**WHAT THE TASK REQUIRES:**
From the listing, collect all lines containing the word "components".

**Items from a dataset:**
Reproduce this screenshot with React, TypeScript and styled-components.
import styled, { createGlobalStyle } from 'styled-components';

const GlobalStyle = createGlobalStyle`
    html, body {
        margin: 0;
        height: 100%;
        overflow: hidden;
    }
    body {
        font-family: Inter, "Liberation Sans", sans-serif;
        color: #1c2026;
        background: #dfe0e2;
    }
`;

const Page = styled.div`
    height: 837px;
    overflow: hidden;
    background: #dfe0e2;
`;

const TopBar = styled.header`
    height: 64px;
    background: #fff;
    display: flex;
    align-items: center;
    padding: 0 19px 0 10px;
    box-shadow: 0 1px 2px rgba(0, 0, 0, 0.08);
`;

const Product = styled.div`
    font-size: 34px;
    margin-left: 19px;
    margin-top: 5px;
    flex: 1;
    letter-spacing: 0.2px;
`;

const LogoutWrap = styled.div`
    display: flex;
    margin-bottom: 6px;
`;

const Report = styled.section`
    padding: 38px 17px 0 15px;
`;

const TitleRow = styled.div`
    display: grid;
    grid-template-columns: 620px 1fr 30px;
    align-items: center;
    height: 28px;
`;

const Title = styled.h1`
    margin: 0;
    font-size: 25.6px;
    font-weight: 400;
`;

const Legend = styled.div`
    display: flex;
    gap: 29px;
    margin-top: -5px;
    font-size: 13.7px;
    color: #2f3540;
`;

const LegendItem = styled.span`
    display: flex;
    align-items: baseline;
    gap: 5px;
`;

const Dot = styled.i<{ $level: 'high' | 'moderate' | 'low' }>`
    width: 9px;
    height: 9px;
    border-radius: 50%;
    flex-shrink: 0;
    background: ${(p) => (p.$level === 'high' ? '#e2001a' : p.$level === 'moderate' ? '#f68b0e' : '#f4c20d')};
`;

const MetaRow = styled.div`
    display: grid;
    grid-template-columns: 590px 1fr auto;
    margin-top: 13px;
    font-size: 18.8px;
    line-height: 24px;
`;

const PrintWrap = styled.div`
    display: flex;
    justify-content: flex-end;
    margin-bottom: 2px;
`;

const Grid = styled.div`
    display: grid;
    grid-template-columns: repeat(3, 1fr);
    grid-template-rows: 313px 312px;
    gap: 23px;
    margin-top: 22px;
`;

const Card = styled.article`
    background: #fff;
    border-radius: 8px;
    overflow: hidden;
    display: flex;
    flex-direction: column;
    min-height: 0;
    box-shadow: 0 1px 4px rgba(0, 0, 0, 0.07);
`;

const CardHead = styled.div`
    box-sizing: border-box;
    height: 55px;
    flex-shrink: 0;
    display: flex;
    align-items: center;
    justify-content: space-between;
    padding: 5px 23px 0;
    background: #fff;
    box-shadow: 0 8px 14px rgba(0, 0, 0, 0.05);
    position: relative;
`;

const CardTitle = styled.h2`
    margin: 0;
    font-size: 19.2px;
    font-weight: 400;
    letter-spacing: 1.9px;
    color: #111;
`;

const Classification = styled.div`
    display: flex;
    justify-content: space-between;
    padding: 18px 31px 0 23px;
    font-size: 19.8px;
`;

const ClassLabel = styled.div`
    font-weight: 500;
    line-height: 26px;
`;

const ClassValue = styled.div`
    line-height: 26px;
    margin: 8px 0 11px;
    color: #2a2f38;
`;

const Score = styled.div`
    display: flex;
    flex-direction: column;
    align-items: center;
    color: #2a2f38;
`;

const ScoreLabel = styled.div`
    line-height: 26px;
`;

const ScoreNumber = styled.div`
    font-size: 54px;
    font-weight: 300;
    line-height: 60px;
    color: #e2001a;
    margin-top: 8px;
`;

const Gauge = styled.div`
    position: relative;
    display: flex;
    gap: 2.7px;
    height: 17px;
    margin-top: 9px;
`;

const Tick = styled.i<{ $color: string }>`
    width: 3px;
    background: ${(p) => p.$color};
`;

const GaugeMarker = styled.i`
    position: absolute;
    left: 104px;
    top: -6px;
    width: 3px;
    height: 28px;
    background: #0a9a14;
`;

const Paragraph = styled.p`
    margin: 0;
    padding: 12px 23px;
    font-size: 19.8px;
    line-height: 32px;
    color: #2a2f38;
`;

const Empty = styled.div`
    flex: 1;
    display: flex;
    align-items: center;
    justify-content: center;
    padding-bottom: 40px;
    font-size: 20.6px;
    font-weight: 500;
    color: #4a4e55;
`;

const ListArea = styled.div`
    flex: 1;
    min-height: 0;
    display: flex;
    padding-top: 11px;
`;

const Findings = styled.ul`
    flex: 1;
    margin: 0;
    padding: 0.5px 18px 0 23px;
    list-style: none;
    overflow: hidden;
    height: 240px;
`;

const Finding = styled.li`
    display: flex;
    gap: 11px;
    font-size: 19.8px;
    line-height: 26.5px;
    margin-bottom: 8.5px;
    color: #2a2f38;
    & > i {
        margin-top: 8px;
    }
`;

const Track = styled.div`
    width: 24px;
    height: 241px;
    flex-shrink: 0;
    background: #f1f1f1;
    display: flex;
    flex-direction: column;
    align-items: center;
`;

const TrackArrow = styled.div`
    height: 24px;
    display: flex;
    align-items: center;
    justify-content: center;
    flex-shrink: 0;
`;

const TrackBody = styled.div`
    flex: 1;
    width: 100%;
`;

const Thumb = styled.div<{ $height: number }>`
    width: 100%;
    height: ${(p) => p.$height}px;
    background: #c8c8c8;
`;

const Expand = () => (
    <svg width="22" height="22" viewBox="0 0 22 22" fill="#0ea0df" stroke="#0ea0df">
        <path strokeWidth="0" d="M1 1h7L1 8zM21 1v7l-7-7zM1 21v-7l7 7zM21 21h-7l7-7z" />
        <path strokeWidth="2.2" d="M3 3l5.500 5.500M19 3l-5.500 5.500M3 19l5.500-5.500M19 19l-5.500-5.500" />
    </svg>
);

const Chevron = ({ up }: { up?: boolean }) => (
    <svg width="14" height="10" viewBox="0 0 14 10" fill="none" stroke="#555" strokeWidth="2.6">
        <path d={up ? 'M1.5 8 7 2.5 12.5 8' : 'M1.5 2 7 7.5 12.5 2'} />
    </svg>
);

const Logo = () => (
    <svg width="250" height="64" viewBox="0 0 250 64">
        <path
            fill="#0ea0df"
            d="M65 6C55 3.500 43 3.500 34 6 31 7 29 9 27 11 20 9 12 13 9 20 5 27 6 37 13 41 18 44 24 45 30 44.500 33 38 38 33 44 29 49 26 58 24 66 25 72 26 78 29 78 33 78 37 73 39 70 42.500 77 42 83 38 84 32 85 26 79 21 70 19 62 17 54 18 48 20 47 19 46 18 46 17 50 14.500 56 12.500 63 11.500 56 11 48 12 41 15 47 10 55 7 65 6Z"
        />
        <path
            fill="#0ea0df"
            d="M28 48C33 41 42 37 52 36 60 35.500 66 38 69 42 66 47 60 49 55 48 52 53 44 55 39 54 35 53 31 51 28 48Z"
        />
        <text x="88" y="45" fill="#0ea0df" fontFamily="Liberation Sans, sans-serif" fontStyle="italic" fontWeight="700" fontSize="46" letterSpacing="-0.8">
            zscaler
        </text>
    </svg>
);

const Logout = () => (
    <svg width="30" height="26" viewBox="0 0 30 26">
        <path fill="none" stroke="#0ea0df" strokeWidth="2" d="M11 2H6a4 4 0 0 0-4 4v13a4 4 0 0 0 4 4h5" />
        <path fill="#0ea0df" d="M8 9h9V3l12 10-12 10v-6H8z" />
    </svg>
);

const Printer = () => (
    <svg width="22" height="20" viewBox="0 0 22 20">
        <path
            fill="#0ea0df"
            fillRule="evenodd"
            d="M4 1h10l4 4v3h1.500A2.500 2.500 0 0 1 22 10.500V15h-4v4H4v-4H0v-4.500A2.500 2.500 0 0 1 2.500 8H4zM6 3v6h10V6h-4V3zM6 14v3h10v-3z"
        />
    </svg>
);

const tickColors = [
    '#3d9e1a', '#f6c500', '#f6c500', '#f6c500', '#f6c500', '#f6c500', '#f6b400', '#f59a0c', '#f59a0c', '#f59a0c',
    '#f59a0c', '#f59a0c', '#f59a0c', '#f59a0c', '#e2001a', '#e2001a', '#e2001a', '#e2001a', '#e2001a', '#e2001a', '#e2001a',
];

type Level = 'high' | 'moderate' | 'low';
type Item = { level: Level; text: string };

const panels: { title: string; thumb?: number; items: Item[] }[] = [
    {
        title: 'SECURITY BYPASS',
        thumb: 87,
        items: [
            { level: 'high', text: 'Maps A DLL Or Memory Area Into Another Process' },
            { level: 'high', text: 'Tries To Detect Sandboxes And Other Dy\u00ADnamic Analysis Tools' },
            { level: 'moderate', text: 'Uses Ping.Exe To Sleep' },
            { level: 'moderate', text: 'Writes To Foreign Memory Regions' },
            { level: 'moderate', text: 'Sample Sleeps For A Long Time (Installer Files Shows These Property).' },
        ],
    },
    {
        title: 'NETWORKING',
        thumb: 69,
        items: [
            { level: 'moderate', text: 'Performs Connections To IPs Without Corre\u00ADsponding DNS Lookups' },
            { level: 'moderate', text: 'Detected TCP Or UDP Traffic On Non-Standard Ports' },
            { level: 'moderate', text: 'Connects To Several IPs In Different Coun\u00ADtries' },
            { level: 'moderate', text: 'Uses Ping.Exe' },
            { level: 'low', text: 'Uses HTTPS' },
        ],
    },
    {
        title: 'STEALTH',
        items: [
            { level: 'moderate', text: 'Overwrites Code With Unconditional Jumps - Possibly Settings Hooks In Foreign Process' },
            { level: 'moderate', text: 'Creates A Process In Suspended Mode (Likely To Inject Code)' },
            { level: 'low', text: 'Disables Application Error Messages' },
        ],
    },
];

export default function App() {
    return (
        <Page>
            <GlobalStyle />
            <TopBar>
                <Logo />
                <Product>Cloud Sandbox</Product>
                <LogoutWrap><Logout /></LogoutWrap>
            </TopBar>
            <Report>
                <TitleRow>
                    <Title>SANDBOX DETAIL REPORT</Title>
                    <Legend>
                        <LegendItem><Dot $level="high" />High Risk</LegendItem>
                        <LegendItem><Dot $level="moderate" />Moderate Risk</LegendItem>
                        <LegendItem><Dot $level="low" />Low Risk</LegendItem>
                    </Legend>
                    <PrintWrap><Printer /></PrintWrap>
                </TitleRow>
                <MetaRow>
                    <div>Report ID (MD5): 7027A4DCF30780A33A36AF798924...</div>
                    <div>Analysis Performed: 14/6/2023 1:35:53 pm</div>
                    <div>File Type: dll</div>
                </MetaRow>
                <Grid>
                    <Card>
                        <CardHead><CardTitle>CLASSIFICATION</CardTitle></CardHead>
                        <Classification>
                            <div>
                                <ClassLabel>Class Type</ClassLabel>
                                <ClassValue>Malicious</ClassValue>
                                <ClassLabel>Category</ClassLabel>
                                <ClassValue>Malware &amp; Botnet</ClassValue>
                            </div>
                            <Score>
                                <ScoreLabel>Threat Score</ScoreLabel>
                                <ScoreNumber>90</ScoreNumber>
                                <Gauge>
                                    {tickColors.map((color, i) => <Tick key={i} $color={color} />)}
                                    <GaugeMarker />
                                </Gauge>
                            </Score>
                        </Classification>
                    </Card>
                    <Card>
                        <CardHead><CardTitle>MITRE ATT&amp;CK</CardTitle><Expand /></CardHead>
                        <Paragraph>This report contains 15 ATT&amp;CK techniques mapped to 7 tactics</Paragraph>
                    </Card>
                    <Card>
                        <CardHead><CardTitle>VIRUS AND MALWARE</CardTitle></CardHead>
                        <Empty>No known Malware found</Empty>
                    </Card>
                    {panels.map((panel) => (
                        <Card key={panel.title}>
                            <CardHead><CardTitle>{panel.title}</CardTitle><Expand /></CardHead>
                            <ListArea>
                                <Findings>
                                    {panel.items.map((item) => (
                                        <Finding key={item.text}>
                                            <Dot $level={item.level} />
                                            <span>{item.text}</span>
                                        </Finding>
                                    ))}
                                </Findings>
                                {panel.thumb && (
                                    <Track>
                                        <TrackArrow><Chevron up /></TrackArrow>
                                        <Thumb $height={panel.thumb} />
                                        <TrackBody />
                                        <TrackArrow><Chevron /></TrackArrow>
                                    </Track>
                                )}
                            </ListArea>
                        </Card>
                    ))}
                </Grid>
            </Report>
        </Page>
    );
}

---

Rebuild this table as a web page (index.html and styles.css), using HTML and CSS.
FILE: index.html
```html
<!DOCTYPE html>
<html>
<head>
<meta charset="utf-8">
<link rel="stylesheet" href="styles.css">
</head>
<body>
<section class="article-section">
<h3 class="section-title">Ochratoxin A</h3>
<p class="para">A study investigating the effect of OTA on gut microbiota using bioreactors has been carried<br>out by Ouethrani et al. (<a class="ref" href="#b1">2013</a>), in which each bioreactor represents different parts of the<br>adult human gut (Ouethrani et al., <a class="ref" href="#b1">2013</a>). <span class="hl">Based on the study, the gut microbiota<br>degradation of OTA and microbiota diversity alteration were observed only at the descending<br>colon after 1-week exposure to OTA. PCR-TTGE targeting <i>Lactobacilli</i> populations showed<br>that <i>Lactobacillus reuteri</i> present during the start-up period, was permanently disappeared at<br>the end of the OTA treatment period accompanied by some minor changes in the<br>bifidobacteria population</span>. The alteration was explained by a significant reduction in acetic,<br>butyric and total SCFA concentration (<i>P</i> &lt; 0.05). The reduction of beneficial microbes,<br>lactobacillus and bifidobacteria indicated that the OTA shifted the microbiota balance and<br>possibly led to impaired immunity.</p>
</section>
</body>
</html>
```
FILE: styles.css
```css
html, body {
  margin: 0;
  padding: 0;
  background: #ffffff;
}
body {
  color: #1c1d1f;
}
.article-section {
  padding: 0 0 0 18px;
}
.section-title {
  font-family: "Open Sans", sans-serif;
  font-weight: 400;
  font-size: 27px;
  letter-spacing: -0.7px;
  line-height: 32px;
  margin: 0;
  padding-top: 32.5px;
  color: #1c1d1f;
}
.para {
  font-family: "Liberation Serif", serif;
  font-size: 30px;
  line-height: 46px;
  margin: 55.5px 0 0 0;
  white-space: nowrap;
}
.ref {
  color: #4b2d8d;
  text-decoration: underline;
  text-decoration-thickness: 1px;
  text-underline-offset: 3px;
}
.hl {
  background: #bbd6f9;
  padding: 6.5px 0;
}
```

**FULL OUTPUT:**
Reproduce this screenshot with React, TypeScript and styled-components.
import styled, { createGlobalStyle } from 'styled-components';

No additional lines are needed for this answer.